How to validate demand in a niche

How do you know if someone wants to buy your product?

Let me be clear here. There's only one way to validate demand in a niche.

Before we get to what validates demand, let's see what demand is not.

  1. It's not when your friends all say that your idea is amazing / you are accepted into a startup accelerator
  2. It's not when someone signs up for your waitlist.
  3. It's not when you put out a tweet and it gets liked.

All of those things are important points of information; and they are valuable signifiers.

Think of them as a lighthouse - illuminating the way for you.

A customer pays you for the product.

They give you the money.

The moola

The cash money:

Unless you get 

But why is this the case? and why is there so much confusion on this topic?

Well - there are two main reasons why:

  1. Over complication of the idea validation process
  2. A desire for people to find alternatives to hard things

Overcomplication of the idea validation process

Think back to the last time you searched up a startup guide or news article in the web.

Most likely, there is an emphasis on starting lean. There are a lot of advantages to this process. The reality is that most startup fails; and the biggest reason why is often the idea.

Therefore, it makes sense to try start quickly and get as many signals as possible to tell you in as short of time as possible if there is a market demand for your product or not.

Now I agree with this.

"But you just told me this isn't true!?"

I agree with the sentiment, but the interpretation is not great.

Think of how everyone else is doing this.
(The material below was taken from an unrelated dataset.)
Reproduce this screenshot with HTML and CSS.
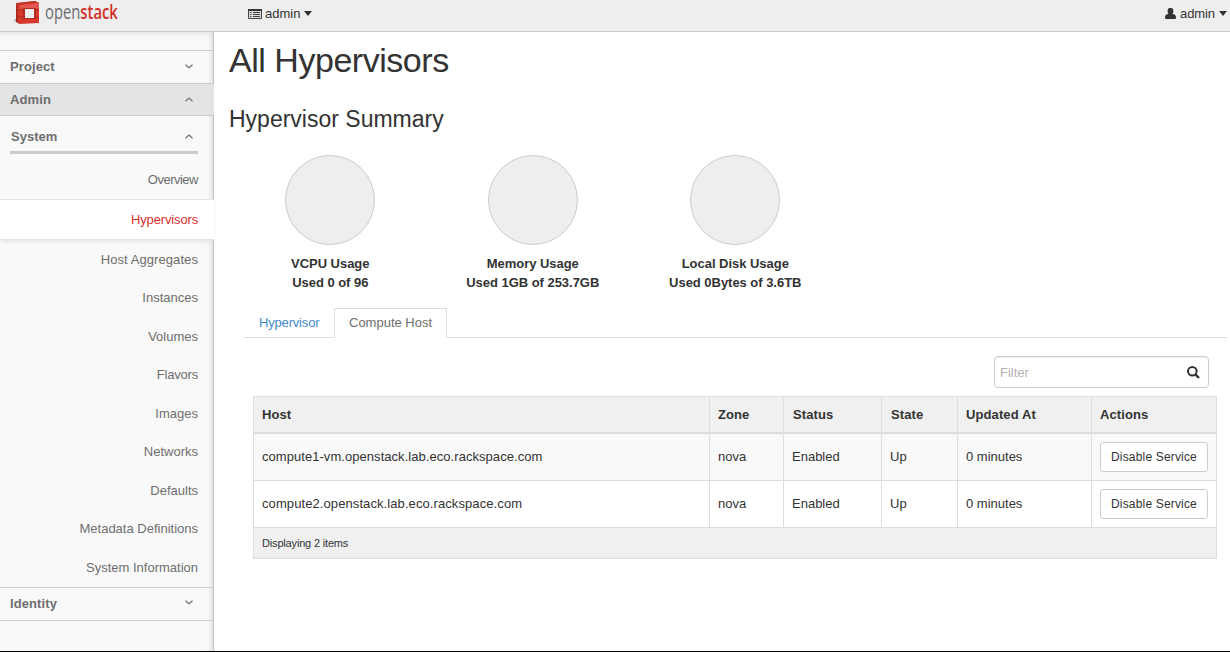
FILE: index.html
```html
<!DOCTYPE html>
<html lang="en">
<head>
<meta charset="utf-8">
<title>All Hypervisors</title>
<link rel="stylesheet" href="styles.css">
</head>
<body>
<header class="topbar">
  <a class="brand">
    <svg class="brand-mark" width="27" height="25" viewBox="0 0 27 25">
      <path d="M0 21l6-5v7z" fill="#999" opacity=".6"/>
      <path d="M3 3l4 1v20l-4-2z" fill="#a8281f"/>
      <path d="M4 3L22 1l4 2v20L7 24l-2-2z" fill="#d8392d"/>
      <path d="M4 3L22 1l4 2L7 5z" fill="#c23328"/>
      <path d="M7 5l19-2v5L7 9z" fill="#e4574c"/>
      <path d="M10 8h13v11H10z" fill="#b52a20"/>
      <path d="M12 9h9v9h-9z" fill="#eee"/>
      <path d="M3 10h7M22 10h4M3 17h7M22 17h4" stroke="#a8281f" fill="none"/>
    </svg>
    <span class="brand-name">open<b>stack</b></span>
  </a>
  <div class="project-menu">
    <svg width="14" height="12" viewBox="0 0 14 12"><path d="M.5 1.500h13v9H.5z" fill="#ddd" stroke="#444"/><path d="M0 1h14v2H0z" fill="#333"/><path d="M2 4.500h1.500M5 4.500h7M2 6.500h1.500M5 6.500h7M2 8.500h1.500M5 8.500h7" stroke="#444"/></svg>
    <span>admin</span><i class="caret"></i>
  </div>
  <div class="user-menu">
    <svg width="11" height="11" viewBox="0 0 11 11"><path d="M5.500 0a2.700 3 0 012.700 3c0 1.600-.8 2.600-1.200 3C9.800 5.800 11 7.300 11 9.500c0 1-.6 1.500-1.500 1.500h-8C.6 11 0 10.500 0 9.500 0 7.300 1.200 5.800 4 6 3.600 5.600 2.800 4.600 2.800 3A2.700 3 0 015.500 0z" fill="#333"/><ellipse cx="5.500" cy="3.200" rx="2.800" ry="3.200" fill="#333"/></svg>
    <span>admin</span><i class="caret"></i>
  </div>
</header>
<div class="page">
  <nav class="sidebar">
    <div class="section project">Project<svg class="chev" width="8" height="5" viewBox="0 0 8 5"><path d="M.5 .7L4 3.700 7.500 .7"/></svg></div>
    <div class="section admin">Admin<svg class="chev" width="8" height="5" viewBox="0 0 8 5"><path d="M.5 4.300L4 1l3.500 3.300"/></svg></div>
    <div class="group">System<svg class="chev" width="8" height="5" viewBox="0 0 8 5"><path d="M.5 4.300L4 1l3.500 3.300"/></svg></div>
    <a class="item overview">Overview</a>
    <a class="item active">Hypervisors</a>
    <a class="item aggregates">Host Aggregates</a>
    <a class="item">Instances</a>
    <a class="item">Volumes</a>
    <a class="item flavors">Flavors</a>
    <a class="item">Images</a>
    <a class="item">Networks</a>
    <a class="item">Defaults</a>
    <a class="item">Metadata Definitions</a>
    <a class="item">System Information</a>
    <div class="section identity">Identity<svg class="chev" width="8" height="5" viewBox="0 0 8 5"><path d="M.5 .7L4 3.700 7.500 .7"/></svg></div>
  </nav>
  <main class="content">
    <h1>All Hypervisors</h1>
    <h2>Hypervisor Summary</h2>
    <div class="charts">
      <div class="chart"><div class="pie"></div><span>VCPU Usage</span><span>Used 0 of 96</span></div>
      <div class="chart"><div class="pie"></div><span>Memory Usage</span><span>Used 1GB of 253.7GB</span></div>
      <div class="chart"><div class="pie"></div><span>Local Disk Usage</span><span>Used 0Bytes of 3.6TB</span></div>
    </div>
    <div class="tabs"><a class="tab link">Hypervisor</a><a class="tab current">Compute Host</a></div>
    <div class="filter"><span>Filter</span>
      <svg width="13" height="13" viewBox="0 0 13 13"><circle cx="5.300" cy="5.300" r="4.300" fill="none" stroke="#333" stroke-width="2"/><path d="M8.300 8.300l3.700 3.700" stroke="#333" stroke-width="2.400"/></svg>
    </div>
    <table class="hosts">
      <colgroup><col class="c1"><col class="c2"><col class="c3"><col class="c4"><col class="c5"><col class="c6"></colgroup>
      <thead><tr><th>Host</th><th>Zone</th><th class="inset">Status</th><th class="inset">State</th><th>Updated At</th><th>Actions</th></tr></thead>
      <tbody>
        <tr class="odd"><td class="host">compute1-vm.openstack.lab.eco.rackspace.com</td><td>nova</td><td>Enabled</td><td>Up</td><td>0 minutes</td><td><button>Disable Service</button></td></tr>
        <tr><td class="host wide">compute2.openstack.lab.eco.rackspace.com</td><td>nova</td><td>Enabled</td><td>Up</td><td>0 minutes</td><td><button>Disable Service</button></td></tr>
      </tbody>
      <tfoot><tr><td colspan="6">Displaying 2 items</td></tr></tfoot>
    </table>
  </main>
</div>
</body>
</html>
```
FILE: styles.css
```css
* { box-sizing: border-box; }
body {
  margin: 0;
  height: 652px;
  overflow: hidden;
  display: flex;
  flex-direction: column;
  border-bottom: 1px solid #000;
  font: 13px/18px "Liberation Sans", Arial, sans-serif;
  color: #333;
  background: #fff;
}
svg { display: block; flex: none; }
.topbar {
  flex: none;
  display: flex;
  height: 32px;
  background: #eee;
  border-bottom: 1px solid #ccc;
}
.brand { display: flex; width: 248px; padding-left: 13px; }
.brand-name {
  margin-left: 5px;
  font: 20px/24px "Open Sans", sans-serif;
  color: #6b6c6e;
  transform: scaleX(.74);
  transform-origin: 0 0;
}
.brand-name b { font-weight: 600; color: #d22f27; }
.project-menu, .user-menu { display: flex; align-items: center; height: 27px; }
.project-menu span { margin-left: 3px; }
.user-menu { margin-left: auto; padding-right: 3px; }
.user-menu span { margin-left: 4px; letter-spacing: -.1px; }
.caret {
  margin-left: 4px;
  border: 4px solid transparent;
  border-top: 5px solid #333;
  border-bottom: 0;
}
.page { flex: 1; display: flex; min-height: 0; }
.sidebar {
  width: 214px;
  padding-top: 18px;
  background: #f9f9f9;
  border-right: 1px solid #c0c0c0;
  box-shadow: inset -5px 0 5px -3px #ddd, inset 0 4px 4px -3px #ddd;
  color: #6e6e6e;
}
.section, .group { display: flex; justify-content: space-between; align-items: center; font-weight: bold; }
.section { height: 33px; padding: 0 20px 0 10px; border-top: 1px solid #ccc; letter-spacing: .1px; }
.section .chev { margin-bottom: 2px; }
.section.admin {
  margin-right: -1px;
  padding-right: 21px;
  background: #e3e4e6;
  border-bottom: 1px solid #ccc;
}
.section.admin .chev { margin-bottom: 0; }
.chev path { fill: none; stroke: #6e6e6e; stroke-width: 1.2; }
.group {
  height: 39px;
  margin: -1px 15px 7px 10px;
  padding: 7px 5px 0 1px;
  border-bottom: 3px solid #ccc;
}
.item { display: flex; justify-content: flex-end; align-items: center; height: 38.5px; padding-right: 15px; }
.item.overview { height: 38px; letter-spacing: -.5px; }
.item.aggregates { height: 39px; padding-top: 1px; letter-spacing: .08px; }
.item.flavors { letter-spacing: -.2px; }
.item.active {
  height: 41px;
  margin-right: -1px;
  padding-right: 16px;
  background: #fff;
  border-top: 1px solid #e5e5e5;
  border-bottom: 1px solid #e5e5e5;
  box-shadow: 0 2px 4px -1px #ddd;
  color: #d9302c;
  letter-spacing: -.15px;
}
.section.identity { height: 34px; margin-top: -.5px; border-bottom: 1px solid #ccc; }
.content { flex: 1; padding: 8px 3px 0 15px; }
h1, h2 { margin: 0; font-weight: normal; }
h1 { font-size: 34px; line-height: 40px; letter-spacing: -.47px; }
h2 { margin-top: 25px; font-size: 23px; line-height: 28px; }
.charts { display: flex; margin-top: 22px; }
.chart { display: flex; flex-direction: column; align-items: center; width: 202.5px; font-weight: bold; line-height: 19px; letter-spacing: -.03px; }
.pie { width: 90px; height: 90px; margin-bottom: 9px; border: 1px solid #ccc; border-radius: 50%; background: #eee; }
.tabs { display: flex; height: 30px; margin: 16px 0 18px 15px; border-bottom: 1px solid #ddd; }
.tab { height: 30px; padding: 6px 15px 0; color: #428bca; white-space: nowrap; }
.tab.link { width: 90px; letter-spacing: -.18px; }
.tab.current { width: 113px; padding: 5px 14px 0; border: 1px solid #ddd; border-bottom-color: #fff; color: #6e6e6e; background: #fff; }
.filter {
  display: flex;
  align-items: center;
  justify-content: space-between;
  width: 215px;
  height: 32px;
  margin: 0 18px 8px auto;
  padding: 1px 8px 0 5px;
  border: 1px solid #ccc;
  border-radius: 4px;
  box-shadow: inset 0 1px 1px #eee;
  color: #b3b3b3;
}
.hosts { width: 964px; margin-left: 24px; table-layout: fixed; border-collapse: collapse; }
.c1 { width: 456px; }
.c2 { width: 74px; }
.c3 { width: 98px; }
.c4 { width: 76px; }
.c5 { width: 134px; }
.c6 { width: 125px; }
.hosts th, .hosts td { padding: 0 8px; border: 1px solid #ddd; text-align: left; white-space: nowrap; }
.hosts th { height: 36px; padding-top: 1px; background: #f0f0f0; border-bottom-width: 2px; letter-spacing: .1px; }
.hosts th.inset { padding-left: 9px; }
.hosts tbody td { height: 47px; }
.hosts tbody .odd td { height: 48px; }
.hosts tbody .host { letter-spacing: .05px; }
.hosts tbody .wide { letter-spacing: .09px; }
.odd { background: #f9f9f9; }
.hosts tfoot td { height: 31px; padding-bottom: 1px; background: #f0f0f0; font-size: 11px; letter-spacing: -.17px; }
button {
  display: block;
  width: 108px;
  height: 30px;
  padding: 0;
  border: 1px solid #ccc;
  border-radius: 3px;
  background: #fff;
  color: #333;
  font: 12px/18px "Liberation Sans", Arial, sans-serif;
  letter-spacing: .17px;
}
```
The way others traditionally think about doing this is putting together a landing page, put together some words promising a product, and finally a subscriber list.
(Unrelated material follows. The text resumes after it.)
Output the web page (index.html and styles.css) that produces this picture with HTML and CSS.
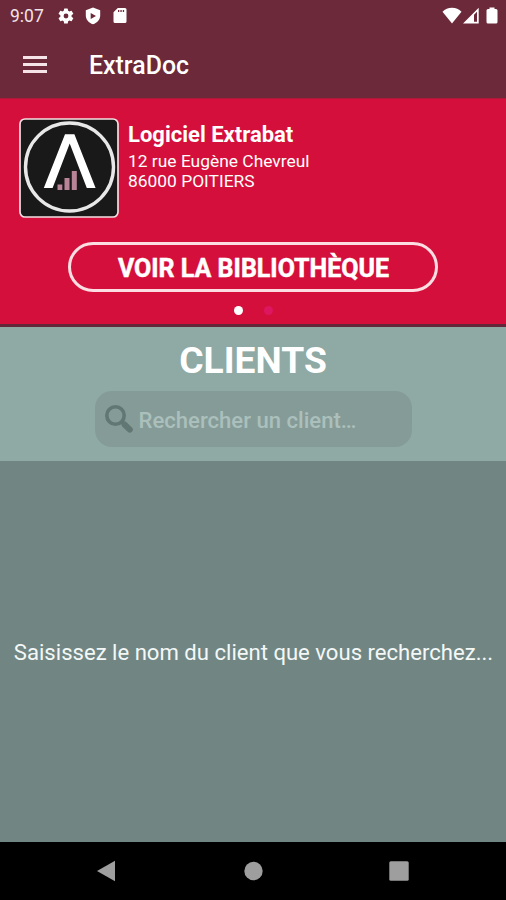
FILE: index.html
```html
<!DOCTYPE html>
<html lang="fr">
<head>
  <meta charset="UTF-8">
  <meta name="viewport" content="width=device-width, initial-scale=1.0">
  <title>ExtraDoc</title>
  <link rel="stylesheet" href="styles.css">
</head>
<body>
  <header class="top">
    <div class="status-bar">
      <span class="clock">9:07</span>
      <svg class="icon-gear" width="18" height="18" viewBox="0 0 24 24"><path d="M19.4 13a7.500 7.500 0 0 0 0-2l2.100-1.600a.5.5 0 0 0 .1-.7l-2-3.400a.5.5 0 0 0-.6-.2l-2.500 1a7.300 7.300 0 0 0-1.700-1l-.4-2.600a.5.5 0 0 0-.5-.5h-4a.5.5 0 0 0-.5.5L9 5.100a7.300 7.300 0 0 0-1.700 1l-2.500-1a.5.5 0 0 0-.6.200l-2 3.400a.5.5 0 0 0 .1.700L4.500 11a7.500 7.500 0 0 0 0 2l-2.200 1.600a.5.5 0 0 0-.1.700l2 3.400c.1.200.4.300.6.200l2.500-1a7.300 7.300 0 0 0 1.700 1l.4 2.600c0 .3.200.5.500.5h4c.3 0 .5-.2.500-.5l.4-2.600a7.300 7.300 0 0 0 1.700-1l2.500 1c.2.100.5 0 .6-.2l2-3.400a.5.500 0 0 0-.1-.7zM12 15.200a3.200 3.200 0 1 1 0-6.400 3.200 3.200 0 0 1 0 6.400z"/></svg>
      <svg class="icon-shield" width="16" height="18" viewBox="0 0 16 18"><path fill-rule="evenodd" d="M8 .5l7.200 2.700v5.300c0 4-2.800 7.300-7.200 8.800-4.400-1.500-7.200-4.800-7.200-8.800V3.200zM5.700 6v6L11 9z"/></svg>
      <svg class="icon-card" width="14" height="17" viewBox="0 0 14 17"><path fill-rule="evenodd" d="M4.800 1H12a1.500 1.500 0 0 1 1.500 1.500v12A1.500 1.500 0 0 1 12 16H2a1.500 1.500 0 0 1-1.500-1.500V5.300zM5 3v2h1.300V3zm2.400 0v2h1.300V3zm2.400 0v2h1.300V3z"/></svg>
      <svg class="icon-wifi" width="20" height="17" viewBox="0 0 20 17"><path d="M10 16.500L.5 4.800C3 2.300 6.200.8 10 .8s7 1.500 9.500 4z"/></svg>
      <svg class="icon-signal" width="16" height="17" viewBox="0 0 16 17"><path fill-rule="evenodd" d="M0 16.500L15.700.8v15.700zM11 7.800v6.900h3V4.800z"/></svg>
      <svg class="icon-battery" width="12" height="17" viewBox="0 0 12 17"><path d="M3.500.5h5V2H10a1.500 1.500 0 0 1 1.500 1.500V15a1.500 1.500 0 0 1-1.500 1.500H2A1.500 1.500 0 0 1 .5 15V3.500A1.500 1.500 0 0 1 2 2h1.500z"/></svg>
    </div>
    <div class="app-bar">
      <button class="menu-btn" aria-label="Menu"><span></span><span></span><span></span></button>
      <span class="app-title">ExtraDoc</span>
    </div>
  </header>

  <section class="company">
    <div class="company-card">
      <svg class="logo" viewBox="0 0 100 100">
        <rect x="1" y="1" width="98" height="98" rx="5" fill="#191919" stroke="#f3dfe2" stroke-width="1.700"/>
        <circle cx="50.500" cy="49" r="44" fill="none" stroke="#e8e8e8" stroke-width="3.400"/>
        <path d="M24.800 70L46 16.200h9.400L76.600 70h-8.800L50.700 25.500 33.600 70z" fill="#fff"/>
        <path d="M38.500 66.500h4.800V72h-4.800zM45.500 60h5v12h-5zM52.800 53h5v19h-5z" fill="#b98498"/>
      </svg>
      <div class="company-info">
        <div class="company-name">Logiciel Extrabat</div>
        <div class="company-street">12 rue Eugène Chevreul</div>
        <div class="company-city">86000 POITIERS</div>
      </div>
    </div>
    <button class="library-btn">VOIR LA BIBLIOTHÈQUE</button>
    <div class="dots">
      <span class="dot active"></span>
      <span class="dot"></span>
    </div>
  </section>

  <section class="clients">
    <h1>CLIENTS</h1>
    <div class="search">
      <svg width="30" height="30" viewBox="0 0 30 30" fill="none" stroke="#617773"><circle cx="11.500" cy="11.500" r="8.700" stroke-width="3.600"/><path d="M17.500 17.500l3 3" stroke-width="3"/><path d="M20.500 20.500l5.300 5.100" stroke-width="6" stroke-linecap="round"/></svg>
      <span class="placeholder">Rechercher un client…</span>
    </div>
  </section>

  <main class="results">
    <p>Saisissez le nom du client que vous recherchez...</p>
  </main>

  <nav class="nav-bar">
    <svg width="20" height="22" viewBox="0 0 20 22"><path d="M1 11L19 .8v20.400z"/></svg>
    <svg width="20" height="20" viewBox="0 0 20 20"><circle cx="10.500" cy="10" r="9.200"/></svg>
    <svg width="20" height="20" viewBox="0 0 20 20"><rect x=".3" y=".3" width="19.400" height="19.400" rx="1.500"/></svg>
  </nav>
</body>
</html>
```

FILE: styles.css
```css
* { box-sizing: border-box; }
html, body {
  margin: 0;
  padding: 0;
}
body {
  display: flex;
  flex-direction: column;
  height: 900px;
  overflow: hidden;
  font-family: Roboto, Arial, sans-serif;
  color: #fff;
  background: #718683;
}
button {
  font-family: inherit;
  color: inherit;
  background: none;
  border: none;
  padding: 0;
}
svg {
  display: block;
  flex-shrink: 0;
}
.top {
  height: 98px;
  background: #6b293a;
}
.status-bar {
  display: flex;
  align-items: center;
  height: 31px;
  padding: 0 8px 0 10px;
  fill: #fff;
}
.clock {
  width: 47px;
  font-size: 17.5px;
  color: #f3e3e7;
}
.icon-shield {
  margin-left: 10px;
}
.icon-card {
  margin-left: 12px;
}
.icon-wifi {
  margin-left: auto;
}
.icon-signal {
  margin-left: 1px;
}
.icon-battery {
  margin-left: 7px;
}
.app-bar {
  display: flex;
  align-items: center;
  height: 67px;
  padding-left: 23px;
}
.menu-btn {
  display: flex;
  flex-direction: column;
  gap: 4px;
  width: 24px;
}
.menu-btn span {
  height: 3px;
  background: #f5e3e8;
}
.app-title {
  margin-left: 42px;
  padding-top: 2px;
  font-size: 24.9px;
  font-weight: 500;
}
.company {
  display: flex;
  flex-direction: column;
  align-items: center;
  height: 229px;
  padding-top: 19px;
  background: #d50f3b;
  border-top: 1px solid #b01a3a;
  border-bottom: 3px solid #62283a;
}
.company-card {
  display: flex;
  align-self: stretch;
  height: 100px;
  padding-left: 19px;
}
.logo {
  width: 100px;
  height: 100px;
}
.company-info {
  padding: 4px 0 0 9px;
}
.company-name {
  font-size: 22px;
  font-weight: 700;
  line-height: 26px;
}
.company-street, .company-city {
  font-size: 17.4px;
  line-height: 20px;
}
.company-street {
  margin-top: 3px;
}
.library-btn {
  width: 370px;
  height: 50px;
  margin-top: 24px;
  padding: 2px 0 0 1px;
  border: 3px solid #fbdde2;
  border-radius: 25px;
  font-size: 25px;
  font-weight: 700;
  -webkit-text-stroke: 0.5px #fff;
}
.dots {
  display: flex;
  gap: 21px;
  margin-top: 14px;
}
.dot {
  width: 9px;
  height: 9px;
  border-radius: 50%;
  background: #dd1660;
}
.dot.active {
  background: #fff;
}
.clients {
  display: flex;
  flex-direction: column;
  align-items: center;
  height: 134px;
  background: #8fa9a4;
}
h1 {
  margin: 11px 0 0;
  font-size: 37.2px;
  line-height: 44px;
  font-weight: 700;
}
.search {
  display: flex;
  align-items: center;
  width: 317px;
  height: 56px;
  margin-top: 9px;
  padding-left: 9px;
  background: #859b97;
  border-radius: 17px;
}
.placeholder {
  margin-left: 5px;
  padding-top: 2px;
  font-size: 22.1px;
  font-weight: 500;
  color: #abc0bc;
}
.results {
  display: flex;
  flex: 1;
  align-items: center;
  justify-content: center;
}
.results p {
  margin: 0;
  padding: 1px 0 0 1px;
  font-size: 22.1px;
  white-space: nowrap;
  color: #f3f8f7;
}
.nav-bar {
  display: flex;
  align-items: center;
  justify-content: space-between;
  height: 58px;
  padding: 0 97px 0 96px;
  background: #000;
  fill: #9e9e9e;
}
```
Now let's see what might happen

  1. You get 10 emails in a month

Very easy analysis here - it's probably not interesting and/or compelling to anyone

2. You get 100 emails in a month

A little bit more difficult here, it's harder to discern whether or not this is useful. But it could be something useful.

3. You get 1k emails in a month

A bit easier to discern, but what does this really mean? And how should you translate this into actual revenue.

The reality is that people often sign up for things for the novelty of the action, rather than the value they expect to get out of the product.

So what does this mean for you:

Try something different - instead of just asking for a newsletter subscription, go straight into asking for payment.

A desire for people to find alternatives to hard things

You know what's easy?

Slapping together a landing page, writing a copy letter, and making some nice graphics.

You know what's hard?

Doing all of the above, and also building a great product, making nice designs, AND asking for payment.

People are addicted to quick wins. What they want to see is instant results, and they are looking for the type of results that will give the dopamine hit of success.

What they don't want to do is wait slowly, and see the lower conversion rate in asking for payment.

Nor are they patient enough to really see if they are able to earn money from their product.

Here are some quick takeaways for todays product:

  1. If you want to validate a market - make sure you charge for it upfront
  2. Don't be afraid of doing hard things.